The story, as customary with most CNN articles, includes a "STORY HIGHLIGHTS" section to the left of the story. The problem with this is that it gives the whole story. It contains the three sentences that sum up the story, which has only eight sentences itself.

One of the most intriguing questions concerning this tale is HOW the man tried to save this creature. The only thing that would complete the hilarious tone is that he tried to give the dead opossum mouth-to-mouth resuscitation. That would complete the story. Unfortunately for readers, the article does not say how the man attempted the revival of the animal. "It was not immediately clear how he endeavored to restore the possum's life," CNN says. Did CNN not ask anyone? Right before this sentence, CNN says that according to police, "Several witnesses observed Wolfe's failed resurrection of the flattened marsupial." People saw the man doing it, which is why police were alerted in the first place. Where's the reporting?

CNN also says that they were unable to reach the arresting officer or the man for comment. Reporters are taught to GO to people if they don't answer the phone. Come on, CNN, really?

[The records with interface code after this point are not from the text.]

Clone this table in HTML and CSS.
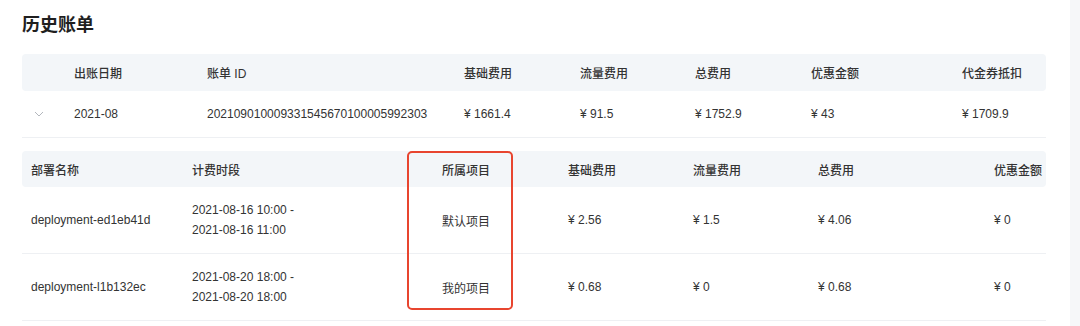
FILE: index.html
```html
<!DOCTYPE html>
<html lang="zh">
<head>
<meta charset="utf-8">
<link rel="stylesheet" href="styles.css">
</head>
<body>
<div class="page">
  <main class="main">
    <h1 class="title">历史账单</h1>

    <div class="bills">
      <div class="row head bill-grid">
        <div class="cell"></div>
        <div class="cell">出账日期</div>
        <div class="cell">账单 ID</div>
        <div class="cell">基础费用</div>
        <div class="cell">流量费用</div>
        <div class="cell">总费用</div>
        <div class="cell">优惠金额</div>
        <div class="cell">代金券抵扣</div>
      </div>
      <div class="row body bill-grid bill-row">
        <div class="cell"><svg class="chev" width="10" height="6" viewBox="0 0 10 6"><path d="M1 1 L5 5 L9 1" fill="none" stroke="#b3b7bd" stroke-width="1"/></svg></div>
        <div class="cell">2021-08</div>
        <div class="cell">202109010009331545670100005992303</div>
        <div class="cell">¥ 1661.4</div>
        <div class="cell">¥ 91.5</div>
        <div class="cell">¥ 1752.9</div>
        <div class="cell">¥ 43</div>
        <div class="cell">¥ 1709.9</div>
      </div>
    </div>

    <div class="detail">
      <div class="row head det-grid">
        <div class="cell">部署名称</div>
        <div class="cell">计费时段</div>
        <div class="cell">所属项目</div>
        <div class="cell">基础费用</div>
        <div class="cell">流量费用</div>
        <div class="cell">总费用</div>
        <div class="cell">优惠金额</div>
      </div>
      <div class="row body det-grid det-row">
        <div class="cell">deployment-ed1eb41d</div>
        <div class="cell period">2021-08-16 10:00 -<br>2021-08-16 11:00</div>
        <div class="cell">默认项目</div>
        <div class="cell">¥ 2.56</div>
        <div class="cell">¥ 1.5</div>
        <div class="cell">¥ 4.06</div>
        <div class="cell">¥ 0</div>
      </div>
      <div class="row body det-grid det-row">
        <div class="cell">deployment-l1b132ec</div>
        <div class="cell period">2021-08-20 18:00 -<br>2021-08-20 18:00</div>
        <div class="cell">我的项目</div>
        <div class="cell">¥ 0.68</div>
        <div class="cell">¥ 0</div>
        <div class="cell">¥ 0.68</div>
        <div class="cell">¥ 0</div>
      </div>
      <div class="highlight"></div>
    </div>
  </main>
  <aside class="track"></aside>
</div>
</body>
</html>
```
FILE: styles.css
```css
* { box-sizing: border-box; }
html, body {
  margin: 0;
  padding: 0;
  background: #ffffff;
}
body {
  font-family: "Liberation Sans", "Noto Sans CJK SC", sans-serif;
  font-size: 12px;
  color: #333333;
}
.page {
  display: flex;
  width: 1080px;
  height: 326px;
  overflow: hidden;
}
.main {
  flex: 1;
  padding: 12px 24px 0 22px;
  min-width: 0;
}
.track {
  width: 10px;
  background: #f6f7f9;
}
.title {
  margin: 0;
  font-size: 18px;
  line-height: 26px;
  font-weight: 700;
  color: #1f1f1f;
  height: 42px;
}
.row {
  display: grid;
  align-items: center;
}
.head {
  background: #f3f6f9;
  border-radius: 4px;
  font-weight: 500;
  color: #333;
}
.bill-grid {
  grid-template-columns: 52px 133px 257px 116px 115px 116px 151px 84px;
  width: 1024px;
}
.bills .head { height: 37px; }
.bill-row {
  height: 47px;
  border-bottom: 1px solid #eef0f3;
}
.bill-row .cell:first-child {
  padding-left: 12px;
  display: flex;
  align-items: center;
}
.chev { display: block; }
.detail {
  position: relative;
  margin-top: 13px;
  width: 1024px;
  overflow: hidden;
}
.det-grid {
  grid-template-columns: 161px 250px 126px 125px 125px 176px 52px;
  padding-left: 9px;
  white-space: nowrap;
}
.detail .head { height: 36px; }
.det-row {
  height: 67px;
  border-bottom: 1px solid #eef0f3;
}
.det-row:last-of-type { height: 66px; }
.period { line-height: 20px; }
.highlight {
  position: absolute;
  left: 385px;
  top: 0;
  width: 106px;
  height: 159px;
  border: 2px solid #e8452f;
  border-radius: 5px;
}
```
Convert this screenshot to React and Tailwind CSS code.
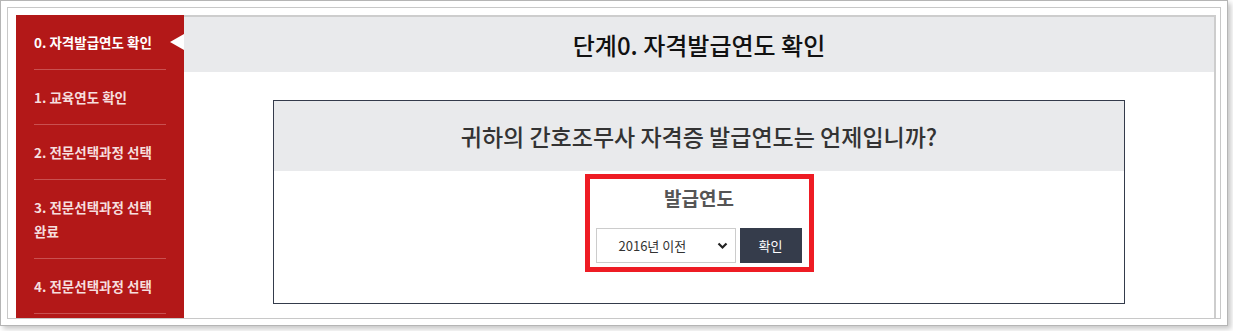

CNN ended the story by saying the man will be charged with public drunkenness. This is important, I think. Maybe headline or first graph worthy. Even if CNN still chose to use this information to be in the last graph, they could have added something about the unfortunate opossum too. This would bring the story fully back to the funny part about the whole thing. "Wolfe will be charged with one charge of public drunkenness, police said. The opossum will be removed from the road." Something along those lines would have been a better ending to the story.